Determine how many lines of this material contain "source". Give only the number.

• Data lines:
** Start **
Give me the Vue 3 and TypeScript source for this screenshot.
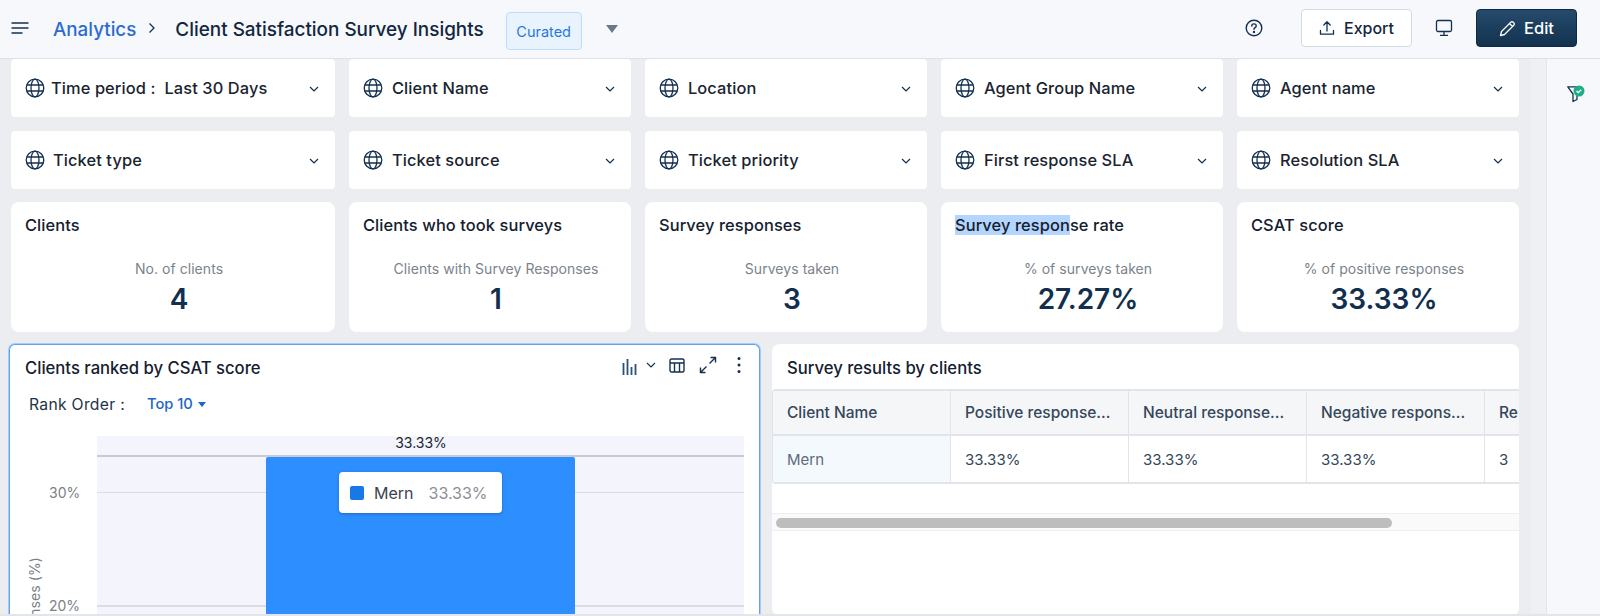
<script setup lang="ts">
const row1: string[] = ['Client Name', 'Location', 'Agent Group Name', 'Agent name']
const row2: string[] = ['Ticket type', 'Ticket source', 'Ticket priority', 'First response SLA', 'Resolution SLA']
const stats = [
  { title: 'Clients', label: 'No. of clients', value: '4' },
  { title: 'Clients who took surveys', label: 'Clients with Survey Responses', value: '1' },
  { title: 'Survey responses', label: 'Surveys taken', value: '3' },
  { title: 'Survey response rate', label: '% of surveys taken', value: '27.27%', selected: 'Survey respon' },
  { title: 'CSAT score', label: '% of positive responses', value: '33.33%' },
]
const headers = ['Client Name', 'Positive response...', 'Neutral response...', 'Negative respons...', 'Re']
const cells = ['Mern', '33.33%', '33.33%', '33.33%', '3']
</script>

<template>
  <div class="shell">
    <header class="top">
      <svg class="menu" width="18" height="14" viewBox="0 0 18 14" fill="none" stroke="#14304f" stroke-width="1.4" stroke-linecap="round"><path d="M1 2h16M1 7h16M1 12h10"/></svg>
      <span class="crumb">Analytics</span>
      <svg class="sep" width="8" height="12" viewBox="0 0 8 12" fill="none" stroke="#14304f" stroke-width="1.3"><path d="M1.5 1.5 6 6l-4.500 4.500"/></svg>
      <span class="page">Client Satisfaction Survey Insights</span>
      <span class="tag">Curated</span>
      <span class="caret"></span>
      <span class="grow"></span>
      <svg class="help" width="18" height="18" viewBox="0 0 18 18" fill="none" stroke="#14304f" stroke-width="1.4"><circle cx="9" cy="9" r="7.800"/><path d="M6.800 7c0-1.300 1-2.100 2.200-2.100s2.200.8 2.200 2c0 1.800-2.200 1.700-2.200 3.400" stroke-linecap="round"/><circle cx="9" cy="13" r=".5" fill="#14304f"/></svg>
      <button class="export">
        <svg width="16" height="16" viewBox="0 0 16 16" fill="none" stroke="#14304f" stroke-width="1.300" stroke-linecap="round" stroke-linejoin="round"><path d="M8 11V2M4.800 5 8 1.800 11.200 5M1.500 10.500v3.700h13v-3.700"/></svg>
        Export
      </button>
      <svg class="screen" width="18" height="18" viewBox="0 0 18 18" fill="none" stroke="#14304f" stroke-width="1.300"><rect x="1.500" y="1.500" width="15" height="11" rx="1.500"/><path d="M9 12.500v3.500M5 16.300h8"/></svg>
      <button class="edit">
        <svg width="17" height="17" viewBox="0 0 17 17" fill="none" stroke="#fff" stroke-width="1.300" stroke-linejoin="round"><path d="M1.500 15.500 2.500 11.500 11.800 2.200a1.700 1.700 0 0 1 2.400 0l.6.6a1.700 1.700 0 0 1 0 2.400L5.500 14.500zM10.500 3.500l3 3"/></svg>
        Edit
      </button>
    </header>

    <div class="body">
      <main class="main">
        <div class="grid">
          <div class="filter">
            <svg class="globe" width="20" height="20" viewBox="0 0 20 20" fill="none" stroke="#14304f" stroke-width="1.300"><circle cx="10" cy="10" r="8.800"/><ellipse cx="10" cy="10" rx="4" ry="8.800"/><path d="M1.800 7h16.400M1.800 13h16.400"/></svg>
            <span class="ftext first">Time period :&nbsp; Last 30 Days</span>
            <svg class="chev" width="10" height="6" viewBox="0 0 10 6" fill="none" stroke="#14304f" stroke-width="1.200"><path d="m1 1 4 4 4-4"/></svg>
          </div>
          <div v-for="f in row1" :key="f" class="filter">
            <svg class="globe" width="20" height="20" viewBox="0 0 20 20" fill="none" stroke="#14304f" stroke-width="1.300"><circle cx="10" cy="10" r="8.800"/><ellipse cx="10" cy="10" rx="4" ry="8.800"/><path d="M1.800 7h16.400M1.800 13h16.400"/></svg>
            <span class="ftext">{{ f }}</span>
            <svg class="chev" width="10" height="6" viewBox="0 0 10 6" fill="none" stroke="#14304f" stroke-width="1.200"><path d="m1 1 4 4 4-4"/></svg>
          </div>
          <div v-for="f in row2" :key="f" class="filter">
            <svg class="globe" width="20" height="20" viewBox="0 0 20 20" fill="none" stroke="#14304f" stroke-width="1.300"><circle cx="10" cy="10" r="8.800"/><ellipse cx="10" cy="10" rx="4" ry="8.800"/><path d="M1.800 7h16.400M1.800 13h16.400"/></svg>
            <span class="ftext">{{ f }}</span>
            <svg class="chev" width="10" height="6" viewBox="0 0 10 6" fill="none" stroke="#14304f" stroke-width="1.200"><path d="m1 1 4 4 4-4"/></svg>
          </div>
          <div v-for="s in stats" :key="s.title" class="stat">
            <div class="stitle">
              <template v-if="s.selected"><span class="sel">{{ s.selected }}</span>{{ s.title.slice(s.selected.length) }}</template>
              <template v-else>{{ s.title }}</template>
            </div>
            <div class="slabel">{{ s.label }}</div>
            <div class="svalue">{{ s.value }}</div>
          </div>
        </div>

        <div class="charts">
          <section class="panel chart">
            <div class="phead">
              <span class="ptitle">Clients ranked by CSAT score</span>
              <div class="tools">
                <svg width="17" height="18" viewBox="0 0 17 18" fill="none" stroke="#2a5275" stroke-width="1.800"><path d="M1.500 5v12M5.500 1v16M9.500 9v8M13.500 6v11" /></svg>
                <svg class="tchev" width="10" height="6" viewBox="0 0 10 6" fill="none" stroke="#14304f" stroke-width="1.100"><path d="m1 1 4 4 4-4"/></svg>
                <svg class="ttable" width="16" height="15" viewBox="0 0 16 15" fill="none" stroke="#14304f" stroke-width="1.400"><rect x="1" y="1" width="14" height="13" rx="1.500"/><path d="M1 5h14M5.500 5v9M10.500 5v9"/></svg>
                <svg class="texpand" width="18" height="18" viewBox="0 0 18 18" fill="none" stroke="#14304f" stroke-width="1.400"><path d="M10.500 7.500 16.500 1.500M11.500 1.500h5v5M7.500 10.500l-6 6M1.500 11.500v5h5"/></svg>
                <svg class="tmore" width="4" height="18" viewBox="0 0 4 18" fill="#14304f"><circle cx="2" cy="2.500" r="1.500"/><circle cx="2" cy="9" r="1.500"/><circle cx="2" cy="15.500" r="1.500"/></svg>
              </div>
            </div>
            <div class="rank">
              <span class="rlabel">Rank Order :</span>
              <span class="rval">Top 10</span>
              <span class="rcaret"></span>
            </div>
            <div class="plot">
              <span class="gl g0"></span>
              <span class="gl g1"></span>
              <span class="gl g2"></span>
              <span class="tick t1">30%</span>
              <span class="tick t2">20%</span>
              <span class="axis">Responses (%)</span>
              <span class="barlabel">33.33%</span>
              <div class="bar"></div>
              <div class="tip"><i class="swatch"></i><span class="tname">Mern</span><span class="tval">33.33%</span></div>
            </div>
          </section>

          <section class="panel results">
            <div class="phead rhead"><span class="ptitle">Survey results by clients</span></div>
            <div class="table">
              <div class="tr thead">
                <div v-for="h in headers" :key="h" class="td">{{ h }}</div>
              </div>
              <div class="tr tbody">
                <div v-for="(c, i) in cells" :key="i" class="td">{{ c }}</div>
              </div>
            </div>
            <div class="hscroll"><div class="thumb"></div></div>
          </section>
        </div>
      </main>
      <div class="track"></div>
      <aside class="side">
        <svg width="18" height="18" viewBox="0 0 18 18" fill="none">
          <path d="M.8 1.800h9.500L10 9v5.500l-4 2V9z" stroke="#14304f" stroke-width="1.300" stroke-linejoin="round"/>
          <circle cx="12" cy="6" r="5.500" fill="#1fae84"/>
          <path d="m9.600 6 1.700 1.700 2.900-2.900" stroke="#fff" stroke-width="1.300"/>
        </svg>
      </aside>
    </div>
    <div class="foot"></div>
  </div>
</template>

<style>
html, body { margin: 0; background: #ebedf0; }
</style>

<style scoped>
* { box-sizing: border-box; }
.shell {
  width: 1600px; height: 616px; display: flex; flex-direction: column; overflow: hidden;
  background: #ebedf0; font-family: Inter, "Noto Sans", sans-serif; color: #14202e;
}
.top {
  height: 59px; flex: none; display: flex; align-items: center; background: #f6f8fb;
  border-bottom: 1px solid #dde2e9; padding-left: 11px; color: #12263f;
}
.menu { margin-right: 24px; margin-top: -2px; }
.crumb { font-size: 18.800px; font-weight: 500; color: #2d6bd0; }
.sep { margin: -2px 19px 0 12px; }
.page { font-size: 18.900px; font-weight: 500; color: #12263f; }
.tag {
  margin-left: 22px; width: 76px; height: 38px; border: 1px solid #bcdcfb; border-radius: 4px;
  background: #e9f3fe; color: #2a78dd; font-size: 14.500px; display: flex; align-items: center; justify-content: center;
  margin-top: 4px;
}
.caret { margin: -1px 0 0 24px; border: 6px solid transparent; border-top: 8px solid #69798c; border-bottom: 0; }
.grow { flex: 1; }
.help { margin-right: 38px; margin-top: -2px; }
.export {
  width: 111px; height: 38px; background: #fff; border: 1px solid #d3dbe4; border-radius: 4px; margin-top: -2px;
  font: 500 16px Inter, sans-serif; color: #12263f; display: flex; align-items: center; justify-content: center; gap: 9px; padding: 0;
}
.screen { margin: -2px 0 0 23px; }
.edit {
  margin: -2px 23px 0 23px; width: 101px; height: 38px; border: 1px solid #0e2a45; border-radius: 4px;
  background: linear-gradient(#264b6c, #12324f); color: #fff; font: 500 16.500px Inter, sans-serif;
  display: flex; align-items: center; justify-content: center; gap: 8px; padding: 0;
}
.body { flex: 1; min-height: 0; display: flex; }
.main { width: 1531px; flex: none; padding: 0 11px 0 11px; overflow: hidden; }
.track { width: 15px; flex: none; background: #eef0f2; }
.side { flex: 1; background: #f6f8fb; border-left: 1px solid #e2e5e9; display: flex; justify-content: center; padding-top: 26px; }
.side svg { margin-left: 4px; }
.grid {
  display: grid; grid-template-columns: 324px 282px 282px 282px 282px; column-gap: 14px;
  grid-template-rows: 58px 58px 130px; row-gap: 14px; width: 1509px;
}
.filter {
  background: #fff; border-radius: 4px; display: flex; align-items: center; padding: 0 16px 0 14px;
}
.globe { flex: none; margin-top: -1px; }
.ftext { margin-left: 9px; font-size: 16.400px; font-weight: 500; flex: 1; white-space: nowrap; color: #1a2430; letter-spacing: .1px; }
.first { margin-left: 6px; }
.filter:nth-child(6) .ftext { margin-left: 8px; }
.chev { flex: none; margin-top: 1px; }
.stat { background: #fff; border-radius: 8px; padding: 13px 14px 0; margin: -1px 0 1px; position: relative; }
.stitle { font-size: 16.400px; font-weight: 500; line-height: 20px; color: #14202e; white-space: nowrap; letter-spacing: .1px; }
.sel { background: #b4d5fe; display: inline-block; height: 20px; }
.slabel { margin-top: 24px; padding-left: 12px; text-align: center; font-size: 14px; letter-spacing: .05px; line-height: 20px; color: #7b838c; white-space: nowrap; }
.svalue { margin-top: 3px; padding-left: 12px; text-align: center; font-size: 28px; line-height: 34px; font-weight: 600; color: #12304d; }
.charts { display: grid; grid-template-columns: 751px 747px; column-gap: 12px; margin-top: 11px; margin-left: -2px; }
.panel { background: #fff; border-radius: 8px; height: 272px; position: relative; overflow: hidden; }
.chart { border: 1px solid #5ba3f5; border-bottom: 0; border-radius: 6px 6px 0 0; box-shadow: 0 0 0 1px rgba(91,163,245,.45); }
.phead { display: flex; align-items: center; justify-content: space-between; padding: 10px 14px 0 15px; height: 36px; }
.ptitle { font-size: 16.650px; font-weight: 500; color: #14202e; white-space: nowrap; }
.tools { display: flex; align-items: center; margin-top: -3px; }
.tchev { margin: -4px 0 0 7px; }
.ttable { margin: -3px 0 0 13px; }
.texpand { margin: -3px 0 0 14px; }
.tmore { margin: -4px 4px 0 20px; }
.rank { display: flex; align-items: center; height: 24px; margin-top: 11px; padding-left: 19px; }
.rlabel { font-size: 15.700px; color: #223448; letter-spacing: .3px; }
.rval { font-size: 14.700px; font-weight: 500; color: #1a66c9; margin-left: 22px; }
.rcaret { margin-left: 5px; border: 4px solid transparent; border-top: 5px solid #1a66c9; border-bottom: 0; }
.plot { position: absolute; left: 0; top: 0; width: 100%; height: 100%; pointer-events: none; }
.plot::before { content: ""; position: absolute; left: 87px; top: 91px; width: 647px; height: 190px; background: #f3f4fc; }
.gl { position: absolute; left: 87px; width: 647px; height: 1px; background: #d9dce6; }
.g0 { top: 110px; background: #c9cbd0; height: 2px; }
.g1 { top: 147px; }
.g2 { top: 260px; height: 2px; }
.tick { position: absolute; left: 39px; font-size: 14px; color: #7c8087; line-height: 18px; }
.t1 { top: 139px; }
.t2 { top: 252px; }
.axis { position: absolute; left: 17px; top: 212px; font-size: 14px; color: #7c8087; writing-mode: vertical-rl; transform: rotate(180deg); white-space: nowrap; line-height: 16px; letter-spacing: .1px; }
.barlabel { position: absolute; left: 256px; width: 310px; top: 88px; text-align: center; font-size: 14px; line-height: 20px; color: #20242b; }
.bar { position: absolute; left: 256px; top: 112px; width: 309px; height: 170px; background: #2d8eff; border-radius: 2px 2px 0 0; }
.tip {
  position: absolute; left: 329px; top: 127px; width: 163px; height: 41px; background: #fff; border-radius: 4px;
  box-shadow: 0 1px 3px rgba(0,0,0,.25); display: flex; align-items: center; padding-left: 11px;
}
.swatch { width: 14px; height: 14px; border-radius: 2px; background: #1878e8; }
.tname { margin-left: 10px; font-size: 16px; color: #3a4450; }
.tval { margin-left: 15px; font-size: 16px; color: #8a8f96; }
.rhead { padding-left: 15px; height: 45px; padding-top: 3px; }
.table { border: 1px solid #e1e4e8; border-radius: 4px 0 0 4px; height: 95px; overflow: hidden; border-width: 2px 0 2px 1px; }
.tr { display: grid; grid-template-columns: 178px 178px 178px 178px 60px; white-space: nowrap; }
.thead { height: 45px; background: #f4f6f8; border-bottom: 2px solid #e1e4e8; font-weight: 500; font-size: 15.500px; color: #34475b; }
.tbody { height: 46px; font-size: 15px; color: #34475b; }
.td { display: flex; align-items: center; padding-left: 14px; border-right: 1px solid #e1e4e8; overflow: hidden; }
.td:last-child { border-right: 0; }
.tbody .td:first-child { background: #f4f9fe; color: #5d6b7a; }
.hscroll { height: 18px; margin-top: 29px; background: #fafafa; border: 1px solid #efefef; border-width: 1px 0; padding: 4px 0 0 4px; }
.thumb { width: 616px; height: 10px; border-radius: 5px; background: #bdbdbd; }
.foot { height: 2px; flex: none; background: #e3e5e8; }
</style>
** End **
• Finished answer: 2